PROBLEM STATEMENT. Would you repeat the listing exactly but omit every picture?

SOURCE DATA.
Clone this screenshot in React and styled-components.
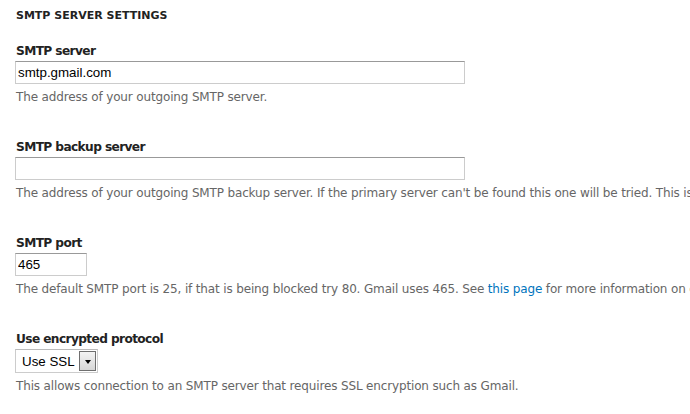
import React from "react";
import styled, { createGlobalStyle } from "styled-components";

const GlobalStyle = createGlobalStyle`
  html, body {
    margin: 0;
    padding: 0;
    background: #fff;
    overflow: hidden;
  }
  body {
    font-family: "DejaVu Sans", Verdana, sans-serif;
    color: #333;
  }
`;

const Page = styled.div`
  padding: 8px 15px 0;
`;

const SectionTitle = styled.h2`
  margin: 0 0 18px;
  font-size: 11px;
  line-height: 16px;
  font-weight: bold;
  text-transform: uppercase;
  color: #222;
  padding-left: 1px;
`;

const Field = styled.div`
  margin-bottom: 33px;
`;

const Label = styled.label`
  display: block;
  font-size: 12.2px;
  line-height: 16px;
  font-weight: bold;
  letter-spacing: -0.62px;
  color: #222;
  padding: 1px 0 0 1px;
  margin-bottom: 2px;
`;

const TextInput = styled.input`
  box-sizing: border-box;
  display: block;
  width: ${(p) => p.$width}px;
  height: 23px;
  margin: 0;
  padding: 0 2px;
  border: 1px solid #ccc;
  border-top-color: #999;
  border-radius: 0;
  font-family: "Liberation Sans", Arial, sans-serif;
  font-size: 13.33px;
  color: #000;
  background: #fff;
  outline: none;
`;

const SelectBox = styled.div`
  box-sizing: border-box;
  display: flex;
  align-items: stretch;
  width: 83px;
  height: 24px;
  border: 1px solid #ccc;
  border-top-color: #bbb;
  background: #fff;
  padding: 1px 1px 1px 0;
`;

const NativeSelect = styled.select`
  flex: 1;
  min-width: 0;
  appearance: none;
  -webkit-appearance: none;
  border: none;
  margin: 0;
  padding: 0 0 0 6px;
  background: transparent;
  font-family: "Liberation Sans", Arial, sans-serif;
  font-size: 13.33px;
  color: #000;
  outline: none;
`;

const DropButton = styled.span`
  box-sizing: border-box;
  width: 17px;
  display: flex;
  align-items: center;
  justify-content: center;
  border: 1px solid #6f6f6f;
  background: linear-gradient(#f4f4f4, #d6d6d6);
`;

const Arrow = styled.span`
  width: 0;
  height: 0;
  border-left: 3.5px solid transparent;
  border-right: 3.5px solid transparent;
  border-top: 4px solid #000;
  margin-top: 1px;
`;

const Description = styled.div`
  margin-top: 5px;
  padding-left: 1px;
  font-size: 12px;
  line-height: 16px;
  letter-spacing: -0.15px;
  color: #666;
  white-space: nowrap;
`;

const Link = styled.a`
  color: #0074bd;
  text-decoration: none;
`;

export default function App() {
  return (
    <>
      <GlobalStyle />
      <Page>
        <SectionTitle>SMTP server settings</SectionTitle>

        <Field>
          <Label htmlFor="smtp-host">SMTP server</Label>
          <TextInput id="smtp-host" $width={450} defaultValue="smtp.gmail.com" />
          <Description>The address of your outgoing SMTP server.</Description>
        </Field>

        <Field>
          <Label htmlFor="smtp-backup">SMTP backup server</Label>
          <TextInput id="smtp-backup" $width={450} defaultValue="" />
          <Description>
            The address of your outgoing SMTP backup server. If the primary server can't be found this one
            will be tried. This is optional.
          </Description>
        </Field>

        <Field>
          <Label htmlFor="smtp-port">SMTP port</Label>
          <TextInput id="smtp-port" $width={72} defaultValue="465" />
          <Description>
            The default SMTP port is 25, if that is being blocked try 80. Gmail uses 465. See{" "}
            <Link href="#">this page</Link> for more information on configuring Gmail.
          </Description>
        </Field>

        <Field>
          <Label htmlFor="smtp-protocol">Use encrypted protocol</Label>
          <SelectBox>
            <NativeSelect id="smtp-protocol" defaultValue="ssl">
              <option value="standard">No</option>
              <option value="ssl">Use SSL</option>
              <option value="tls">Use TLS</option>
            </NativeSelect>
            <DropButton>
              <Arrow />
            </DropButton>
          </SelectBox>
          <Description>
            This allows connection to an SMTP server that requires SSL encryption such as Gmail.
          </Description>
        </Field>
      </Page>
    </>
  );
}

ANSWER FOR THE TASK.
Clone this screenshot in React and styled-components.
import React from "react";
import styled, { createGlobalStyle } from "styled-components";

const GlobalStyle = createGlobalStyle`
  html, body {
    margin: 0;
    padding: 0;
    background: #fff;
    overflow: hidden;
  }
  body {
    font-family: "DejaVu Sans", Verdana, sans-serif;
    color: #333;
  }
`;

const Page = styled.div`
  padding: 8px 15px 0;
`;

const SectionTitle = styled.h2`
  margin: 0 0 18px;
  font-size: 11px;
  line-height: 16px;
  font-weight: bold;
  text-transform: uppercase;
  color: #222;
  padding-left: 1px;
`;

const Field = styled.div`
  margin-bottom: 33px;
`;

const Label = styled.label`
  display: block;
  font-size: 12.2px;
  line-height: 16px;
  font-weight: bold;
  letter-spacing: -0.62px;
  color: #222;
  padding: 1px 0 0 1px;
  margin-bottom: 2px;
`;

const TextInput = styled.input`
  box-sizing: border-box;
  display: block;
  width: ${(p) => p.$width}px;
  height: 23px;
  margin: 0;
  padding: 0 2px;
  border: 1px solid #ccc;
  border-top-color: #999;
  border-radius: 0;
  font-family: "Liberation Sans", Arial, sans-serif;
  font-size: 13.33px;
  color: #000;
  background: #fff;
  outline: none;
`;

const SelectBox = styled.div`
  box-sizing: border-box;
  display: flex;
  align-items: stretch;
  width: 83px;
  height: 24px;
  border: 1px solid #ccc;
  border-top-color: #bbb;
  background: #fff;
  padding: 1px 1px 1px 0;
`;

const NativeSelect = styled.select`
  flex: 1;
  min-width: 0;
  appearance: none;
  -webkit-appearance: none;
  border: none;
  margin: 0;
  padding: 0 0 0 6px;
  background: transparent;
  font-family: "Liberation Sans", Arial, sans-serif;
  font-size: 13.33px;
  color: #000;
  outline: none;
`;

const DropButton = styled.span`
  box-sizing: border-box;
  width: 17px;
  display: flex;
  align-items: center;
  justify-content: center;
  border: 1px solid #6f6f6f;
  background: linear-gradient(#f4f4f4, #d6d6d6);
`;

const Arrow = styled.span`
  width: 0;
  height: 0;
  border-left: 3.5px solid transparent;
  border-right: 3.5px solid transparent;
  border-top: 4px solid #000;
  margin-top: 1px;
`;

const Description = styled.div`
  margin-top: 5px;
  padding-left: 1px;
  font-size: 12px;
  line-height: 16px;
  letter-spacing: -0.15px;
  color: #666;
  white-space: nowrap;
`;

const Link = styled.a`
  color: #0074bd;
  text-decoration: none;
`;

export default function App() {
  return (
    <>
      <GlobalStyle />
      <Page>
        <SectionTitle>SMTP server settings</SectionTitle>

        <Field>
          <Label htmlFor="smtp-host">SMTP server</Label>
          <TextInput id="smtp-host" $width={450} defaultValue="smtp.gmail.com" />
          <Description>The address of your outgoing SMTP server.</Description>
        </Field>

        <Field>
          <Label htmlFor="smtp-backup">SMTP backup server</Label>
          <TextInput id="smtp-backup" $width={450} defaultValue="" />
          <Description>
            The address of your outgoing SMTP backup server. If the primary server can't be found this one
            will be tried. This is optional.
          </Description>
        </Field>

        <Field>
          <Label htmlFor="smtp-port">SMTP port</Label>
          <TextInput id="smtp-port" $width={72} defaultValue="465" />
          <Description>
            The default SMTP port is 25, if that is being blocked try 80. Gmail uses 465. See{" "}
            <Link href="#">this page</Link> for more information on configuring Gmail.
          </Description>
        </Field>

        <Field>
          <Label htmlFor="smtp-protocol">Use encrypted protocol</Label>
          <SelectBox>
            <NativeSelect id="smtp-protocol" defaultValue="ssl">
              <option value="standard">No</option>
              <option value="ssl">Use SSL</option>
              <option value="tls">Use TLS</option>
            </NativeSelect>
            <DropButton>
              <Arrow />
            </DropButton>
          </SelectBox>
          <Description>
            This allows connection to an SMTP server that requires SSL encryption such as Gmail.
          </Description>
        </Field>
      </Page>
    </>
  );
}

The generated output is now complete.